Stefan Blunier kennt das Orchester und dieses Werk bestens, denn er hatte an diesem Hause erfolgreich im Jahre 2013/2014 in einer Wiederaufnahme von Daphne mehrmals die musikalische Leitung übernommen.

Der Chor unter der Leitung von Tilman Michael agierte lautstark, derb und manchmal choreographisch im Einklang mit dem Orchester.

Die Partitur weist neben den dramatischen Stellen, viele auf die Titelfigur zugeschnittene lyrische und höchst emotionale Passagen auf, die bei  entsprechender Ausführung das typische Klanggebilde des Komponisten bilden. Das Frankfurter Opern- und Museumsorchester hat dies in beeindruckender Form realisert. In Verbindung mit der szenischen und vokalen Umsetzung hinterließ die Vorstellung bei den Besuchern einen gefühlsbetonten, aber auch wehmütigen Eindruck, weil es sich um die letzte Vorstellung handelte.

                                     Apollo  –   Daphne –  Leukippos

Die Partie des Apollo gehört zu den anspruchsvollsten heldenhaften Tenorstimmen, die Richard Strauss je komponiert hat. Vielleicht glaubte er, dass ein Gott Übermenschliches leisten kann. Der Sänger muss sich ständig  im oberen schwierigen Tonbereich bewegen. Es gibt nicht viele Gesangssolisten, die dieses Wagnis eingehen. Andreas Schager hat an diesem Abend überzeugend die gesanglichen Hürden mit Bravour gemeistert. .

 Für die Titelfigur war die überaus erfolgreiche Sopranistin Jane Archibald, zuständig. Ihre Stimme verfügt neben einer sicheren Höhe, einem ausdruckstarken, kraftvollen Stimmmaterial und einer Technik, bei der die Stimme niemals forcieren muss. Sie hat die kraftraubende Partie bis zum Ende ohne Verschleißerscheinungen bewältigt, eine bewundernswerte Leistung. Zurecht wurde sie mit dem entsprechenden Beifall belohnt.

Leukippos, Peter Marsh, hat mit seiner lyrischen Stimme, der Figur ein bestechendes Profil gegeben.

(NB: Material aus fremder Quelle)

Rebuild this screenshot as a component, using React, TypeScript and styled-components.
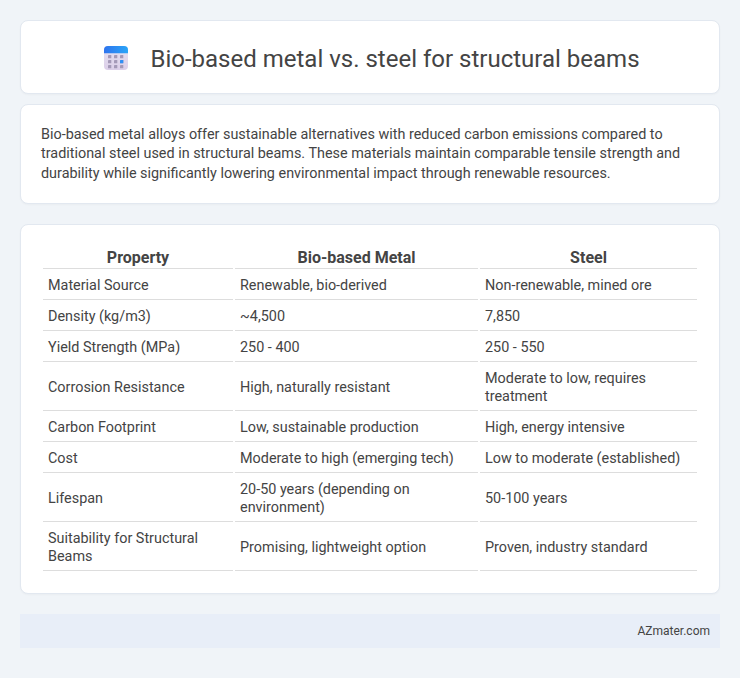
import React from 'react';
import styled, { createGlobalStyle } from 'styled-components';

const ROWS = [
  ['Material Source', 'Renewable, bio-derived', 'Non-renewable, mined ore'],
  ['Density (kg/m3)', '~4,500', '7,850'],
  ['Yield Strength (MPa)', '250 - 400', '250 - 550'],
  ['Corrosion Resistance', 'High, naturally resistant', 'Moderate to low, requires treatment'],
  ['Carbon Footprint', 'Low, sustainable production', 'High, energy intensive'],
  ['Cost', 'Moderate to high (emerging tech)', 'Low to moderate (established)'],
  ['Lifespan', '20-50 years (depending on environment)', '50-100 years'],
  ['Suitability for Structural Beams', 'Promising, lightweight option', 'Proven, industry standard'],
];

export default function App() {
  return (
    <>
      <GlobalStyle />
      <Page>
        <HeaderCard>
          <CalendarIcon />
          <Title>Bio-based metal vs. steel for structural beams</Title>
        </HeaderCard>

        <IntroCard>
          <Intro>
            Bio-based metal alloys offer sustainable alternatives with reduced carbon emissions compared to
            traditional steel used in structural beams. These materials maintain comparable tensile strength and
            durability while significantly lowering environmental impact through renewable resources.
          </Intro>
        </IntroCard>

        <TableCard>
          <Table>
            <colgroup>
              <PropertyCol />
              <MetalCol />
              <col />
            </colgroup>
            <thead>
              <tr>
                <Th>Property</Th>
                <Th>Bio-based Metal</Th>
                <Th>Steel</Th>
              </tr>
            </thead>
            <tbody>
              {ROWS.map((row) => (
                <tr key={row[0]}>
                  {row.map((cell) => (
                    <Td key={cell}>{cell}</Td>
                  ))}
                </tr>
              ))}
            </tbody>
          </Table>
        </TableCard>

        <Footer>AZmater.com</Footer>
      </Page>
    </>
  );
}

function CalendarIcon() {
  const cols = [8, 14, 20];
  const rows = [13, 18, 23];
  return (
    <IconSvg viewBox="0 0 32 32" aria-hidden="true">
      <defs>
        <linearGradient id="calTop" x1="0" y1="0" x2="1" y2="0">
          <stop offset="0" stopColor="#2f74ee" />
          <stop offset="1" stopColor="#2aa5f7" />
        </linearGradient>
        <linearGradient id="calBody" x1="0" y1="0" x2="0" y2="1">
          <stop offset="0" stopColor="#e6e2f1" />
          <stop offset="1" stopColor="#dccfe9" />
        </linearGradient>
      </defs>
      <rect x="4" y="4" width="24" height="24" rx="4" fill="url(#calBody)" />
      <path d="M4 11.3V8a4 4 0 0 1 4-4h16a4 4 0 0 1 4 4v3.3z" fill="url(#calTop)" />
      {rows.map((y) =>
        cols.map((x) => <rect key={`${x}-${y}`} x={x} y={y} width="3.3" height="3.3" rx="0.4" fill="#a59ab8" />),
      )}
      <rect x="20" y="18" width="3.3" height="3.3" rx="0.4" fill="#2f8ff5" />
    </IconSvg>
  );
}

const GlobalStyle = createGlobalStyle`
  body {
    margin: 0;
    background: #f0f4f8;
    font-family: Roboto, "Liberation Sans", sans-serif;
    color: #444;
  }
`;

const Page = styled.div`
  display: flex;
  flex-direction: column;
  padding: 20px;
`;

const Card = styled.section`
  background: #fff;
  border: 1px solid #e2e8f0;
  border-radius: 8px;
  box-shadow: 0 1px 2px rgba(0, 0, 0, 0.03);
`;

const HeaderCard = styled(Card)`
  display: flex;
  align-items: center;
  justify-content: center;
  height: 74px;
  box-sizing: border-box;
  padding-top: 2px;
  margin-bottom: 10px;
`;

const IconSvg = styled.svg`
  width: 32px;
  height: 32px;
  margin-right: 18px;
  flex: none;
`;

const Title = styled.h1`
  margin: 2px 0 0;
  font-size: 24px;
  font-weight: 400;
  line-height: 32px;
  color: #444;
`;

const IntroCard = styled(Card)`
  padding: 20px;
  margin-bottom: 20px;
`;

const Intro = styled.p`
  margin: 0;
  font-size: 14.4px;
  line-height: 19.33px;
  color: #444;
`;

const TableCard = styled(Card)`
  padding: 20px;
  margin-bottom: 20px;
`;

const Table = styled.table`
  width: 100%;
  border-collapse: separate;
  border-spacing: 2px;
  table-layout: fixed;
  font-size: 14.4px;
  line-height: 18px;
`;

const PropertyCol = styled.col`
  width: 190px;
`;

const MetalCol = styled.col`
  width: 243px;
`;

const Th = styled.th`
  padding: 1px 5px;
  border-bottom: 1px solid #ddd;
  font-size: 16px;
  font-weight: 700;
  line-height: 19px;
  text-align: center;
  color: #444;
`;

const Td = styled.td`
  padding: 6px 5px 4px;
  border-bottom: 1px solid #ddd;
  color: #444;
  vertical-align: middle;
`;

const Footer = styled.footer`
  background: #e8eef8;
  height: 34px;
  box-sizing: border-box;
  display: flex;
  align-items: center;
  justify-content: flex-end;
  padding: 0 10px;
  font-size: 12px;
  color: #444;
`;
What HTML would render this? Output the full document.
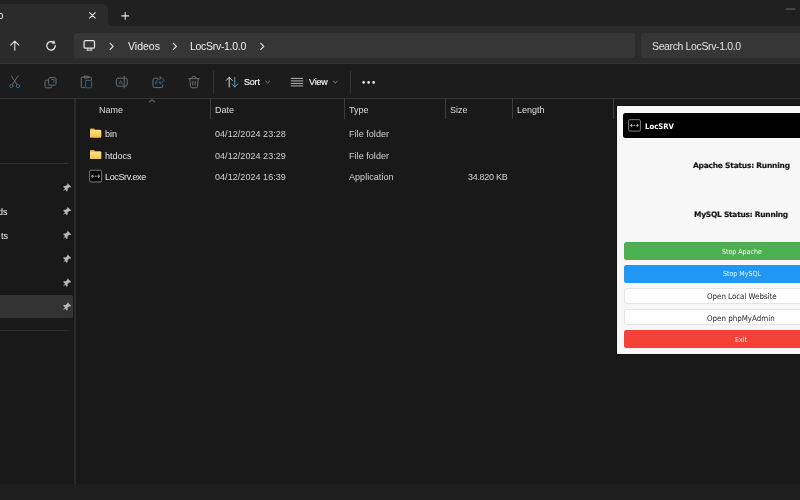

Die Eltern der Titelfigur, Gaea, Tanja Ariane Baumgartner und Peneios, Patrick Zielke, überzeugten  mit großem Stimmvolumen.

Die übrigen Solisten:

Schäfer: Dietrich Volle, Jaeil Kim, Barnaby Rea, Mikolai Trabka. Mägde: Julia Moorman, Bianca Andrew. 

 Mit der Absetzung der großartigen Oper Daphne, die mit ihrer  farbenreichen Instrumentation vergleichbar mit “Capriccio” ist, wird Platz gemacht für neue Produktionen, gemäß den Worten von Richard Wagner: Kinder schafft was Neues.